**** Provided material

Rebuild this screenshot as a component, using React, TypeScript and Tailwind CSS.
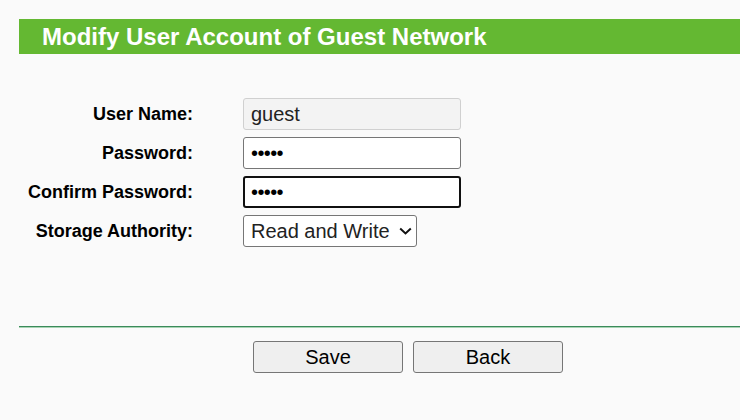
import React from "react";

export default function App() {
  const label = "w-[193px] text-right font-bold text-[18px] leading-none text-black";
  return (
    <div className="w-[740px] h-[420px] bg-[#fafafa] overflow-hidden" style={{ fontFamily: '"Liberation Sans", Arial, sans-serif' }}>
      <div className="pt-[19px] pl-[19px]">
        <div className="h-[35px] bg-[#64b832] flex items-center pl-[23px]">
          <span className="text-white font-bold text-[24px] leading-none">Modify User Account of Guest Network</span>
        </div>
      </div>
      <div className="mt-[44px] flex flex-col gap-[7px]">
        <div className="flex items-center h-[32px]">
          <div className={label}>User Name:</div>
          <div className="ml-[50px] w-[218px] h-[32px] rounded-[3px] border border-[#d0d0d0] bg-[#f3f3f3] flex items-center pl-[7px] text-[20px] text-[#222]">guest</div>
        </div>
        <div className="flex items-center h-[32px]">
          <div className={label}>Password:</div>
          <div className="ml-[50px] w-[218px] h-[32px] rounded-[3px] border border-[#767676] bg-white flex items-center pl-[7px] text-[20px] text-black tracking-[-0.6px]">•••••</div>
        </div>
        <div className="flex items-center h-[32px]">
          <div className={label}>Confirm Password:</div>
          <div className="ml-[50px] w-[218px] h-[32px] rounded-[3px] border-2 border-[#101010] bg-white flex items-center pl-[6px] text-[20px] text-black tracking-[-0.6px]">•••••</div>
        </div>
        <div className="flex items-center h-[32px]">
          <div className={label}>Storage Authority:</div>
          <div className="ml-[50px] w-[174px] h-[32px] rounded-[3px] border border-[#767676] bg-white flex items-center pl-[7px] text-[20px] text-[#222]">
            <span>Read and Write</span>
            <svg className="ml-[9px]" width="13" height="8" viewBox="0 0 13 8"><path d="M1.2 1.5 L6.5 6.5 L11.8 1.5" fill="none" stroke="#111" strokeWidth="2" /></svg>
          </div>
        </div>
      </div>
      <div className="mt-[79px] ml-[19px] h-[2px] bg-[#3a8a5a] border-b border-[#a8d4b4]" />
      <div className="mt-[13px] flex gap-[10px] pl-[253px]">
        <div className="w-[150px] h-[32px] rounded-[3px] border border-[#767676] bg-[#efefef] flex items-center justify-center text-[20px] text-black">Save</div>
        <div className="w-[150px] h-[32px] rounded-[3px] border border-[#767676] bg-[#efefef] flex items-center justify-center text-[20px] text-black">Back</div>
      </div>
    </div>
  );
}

********

● Job: Write out every line of the listing that holds the word "React".

● Answer to the problem:
Rebuild this screenshot as a component, using React, TypeScript and Tailwind CSS.
import React from "react";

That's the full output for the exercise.